Markov Chain Monte Carlo (MCMC) is a Bayesian approach to feature selection and model estimation in Gpredomics. Unlike the optimization-based algorithms (GA, ACO, SA, Beam), MCMC samples from the posterior distribution of models, providing probabilistic statements about feature importance and coefficient uncertainty. It is combined with Sequential Backward Selection (SBS) for automatic dimensionality reduction.
All pre-selected features (p features)
|
v
┌─────────────────────────────────────────────┐
│ MCMC Posterior Sampling (n_iter iterations) │
│ │
│ For each iteration: │
│ 1. Optimize betas (a, b, c) via Brent │
│ 2. Sample betas from truncated normals │
│ 3. Propose coef flips for each feature │
│ 4. Accept/reject via Metropolis-Hastings │
│ │
│ After burn-in: record posterior samples │
└─────────────────────────────────────────────┘
|
v
Compute feature probabilities: P(+1), P(0), P(-1)
|
v
Drop feature with highest P(neutral)
|
v
┌─────────────────────────────────────────────┐
│ SBS: Repeat MCMC with p-1 features │
│ then p-2, p-3, ..., nmin features │
└─────────────────────────────────────────────┘
|
v
Select optimal subset by log evidence
|
v
Final MCMC run on optimal feature subset
The algorithm:
- Pre-select features using statistical tests (same as other algorithms)
- Initialize a model with all selected features, random coefficients in {-1, 0, +1}, and betas (a=1, b=-1, c=1)
- Run MCMC for
n_iteriterations:- Optimize each beta (a, b, c) using Brent's method, then sample from a truncated normal
- For each feature, propose a coefficient change and accept/reject via Metropolis-Hastings
- Discard the first
n_burniterations (burn-in period) - Compute posterior feature probabilities from post-burn-in samples
- SBS loop: drop the feature with highest neutral probability, repeat MCMC with fewer features
- Select the feature subset that maximizes log evidence
- Final run: recompute full MCMC on the optimal subset
The MCMC approach models the probability of class membership using logistic regression with structured coefficients:
P(y=1 | x, model) = logistic(a * sum_pos + b * sum_neg + c)
Where:
- sum_pos = sum of feature values where coefficient = +1
- sum_neg = sum of feature values where coefficient = -1
- a (positive coefficient weight): constrained to be positive via truncated normal sampling
- b (negative coefficient weight): constrained to be negative via truncated normal sampling
- c (intercept): unconstrained, sampled from a normal distribution
This structure mirrors the BTR model languages but with continuous scaling factors (a, b, c) instead of fixed discrete coefficients.
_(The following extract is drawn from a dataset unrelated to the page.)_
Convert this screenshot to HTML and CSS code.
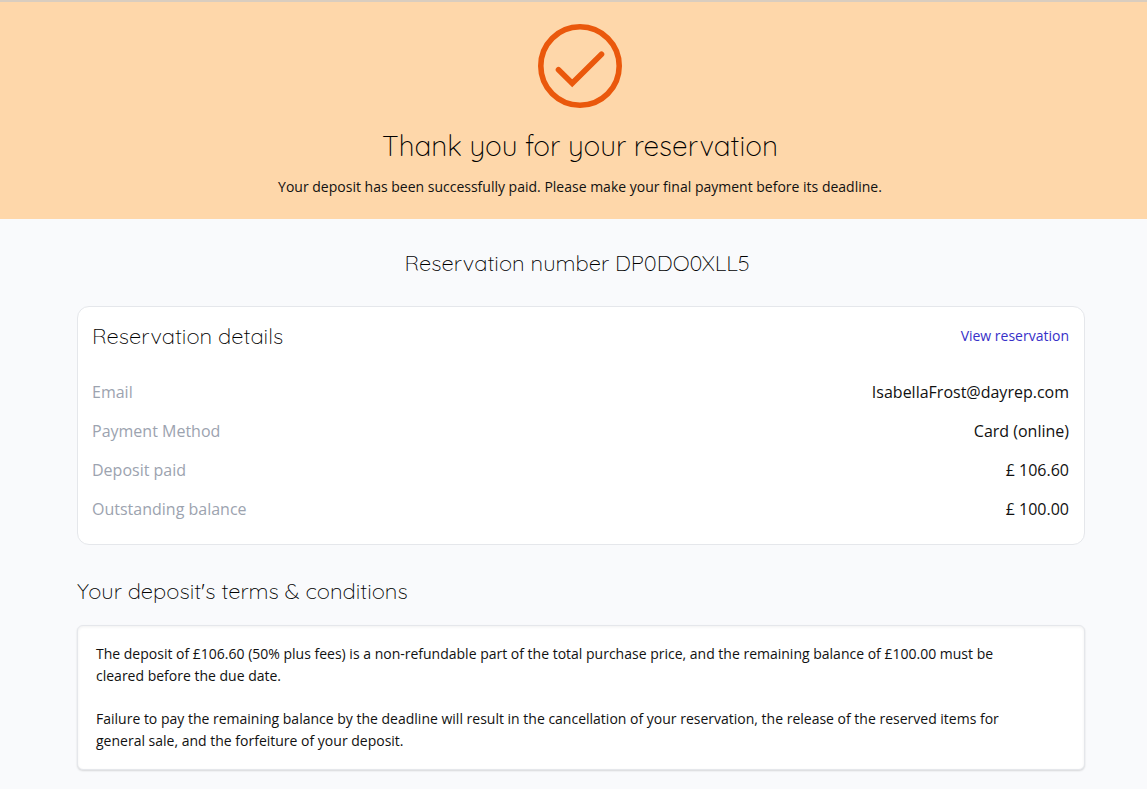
FILE: index.html
```html
<!DOCTYPE html>
<html lang="en">
<head>
    <meta charset="utf-8" />
    <meta name="viewport" content="width=device-width, initial-scale=1">
    <title>Reservation confirmed</title>
    <link rel="stylesheet" href="styles.css">
</head>
<body>
    <header class="hero">
        <svg class="check" viewBox="0 0 84 84" aria-hidden="true">
            <circle cx="42" cy="42" r="39.2" />
            <path d="M20.5 45.8 L34.2 59.2 L63.5 30.2" />
        </svg>
        <h1>Thank you for your reservation</h1>
        <p>Your deposit has been successfully paid. Please make your final payment before its deadline.</p>
    </header>

    <main class="content">
        <h2 class="number">Reservation number DP0DO0XLL5</h2>

        <section class="card">
            <div class="card-head">
                <h2>Reservation details</h2>
                <a href="#">View reservation</a>
            </div>
            <dl class="details">
                <div class="row">
                    <dt>Email</dt>
                    <dd>IsabellaFrost@dayrep.com</dd>
                </div>
                <div class="row">
                    <dt>Payment Method</dt>
                    <dd>Card (online)</dd>
                </div>
                <div class="row">
                    <dt>Deposit paid</dt>
                    <dd>£ 106.60</dd>
                </div>
                <div class="row">
                    <dt>Outstanding balance</dt>
                    <dd>£ 100.00</dd>
                </div>
            </dl>
        </section>

        <h2 class="terms-title">Your deposit's terms &amp; conditions</h2>
        <section class="terms">
            <p>The deposit of £106.60 (50% plus fees) is a non-refundable part of the total purchase price, and the remaining balance of £100.00 must be cleared before the due date.</p>
            <p>Failure to pay the remaining balance by the deadline will result in the cancellation of your reservation, the release of the reserved items for general sale, and the forfeiture of your deposit.</p>
        </section>
    </main>
</body>
</html>
```

FILE: styles.css
```css
* {
    box-sizing: border-box;
    margin: 0;
    padding: 0;
}

body {
    background: #f9fafc;
    color: #111;
    font-family: "Open Sans", "Noto Sans", sans-serif;
    font-size: 14px;
    line-height: 22px;
}

h1, h2 {
    color: #000;
    font-family: Quicksand, Lato, sans-serif;
    font-weight: 300;
}

h1 {
    font-size: 28px;
    line-height: 36px;
}

h2 {
    font-size: 22px;
    line-height: 28px;
}

.hero {
    display: flex;
    flex-direction: column;
    align-items: center;
    padding: 22px 62px 21px 75px;
    border-top: 2px solid #d9cdbf;
    background: #fed7aa;
    text-align: center;
}

.check {
    width: 84px;
    height: 84px;
    fill: none;
    stroke: #ea580c;
    stroke-width: 5.6;
    stroke-linecap: round;
}

.hero h1 {
    margin: 20px 0 12px;
}

.content {
    padding: 30px 62px 18px 77px;
}

.number {
    margin-bottom: 29px;
    padding-right: 8px;
    text-align: center;
}

.card {
    padding: 15px 15px 15px 14px;
    border: 1px solid #e5e7eb;
    border-radius: 12px;
    background: #fff;
}

.card-head {
    display: flex;
    justify-content: space-between;
    align-items: center;
    margin-bottom: 23px;
}

.card-head a {
    color: #3730c8;
    text-decoration: none;
}

.row {
    display: flex;
    justify-content: space-between;
    padding: 8px 0;
    font-size: 16px;
    line-height: 23px;
}

.row dt {
    color: #9ca3af;
}

.terms-title {
    margin: 32px 0 20px;
}

.terms {
    padding: 17px 48px 17px 18px;
    border: 1px solid #e5e7eb;
    border-radius: 6px;
    background: #fff;
    box-shadow: 0 1px 2px rgba(0, 0, 0, 0.14), inset 0 1px 3px rgba(0, 0, 0, 0.06);
}

.terms p + p {
    margin-top: 21px;
}
```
The algorithm uses a two-phase sampling scheme within each iteration:
Phase 1 -- Continuous parameters (betas): For each beta (a, b, c):
- Find the mode via Brent optimization (minimizing negative log posterior)
- Compute the local curvature (sigma) at the mode
- Sample a new value from a truncated normal centered at the mode:
- Beta a: truncated to positive values
- Beta b: truncated to negative values
- Beta c: unrestricted normal
Phase 2 -- Discrete parameters (feature coefficients): For each feature:
- Propose a new coefficient: current + random({2,3}) mod 3 - 1, cycling through {-1, 0, +1}
- Compute the log posterior ratio between proposed and current states
- Accept with probability min(1, exp(log_posterior_new - log_posterior_old))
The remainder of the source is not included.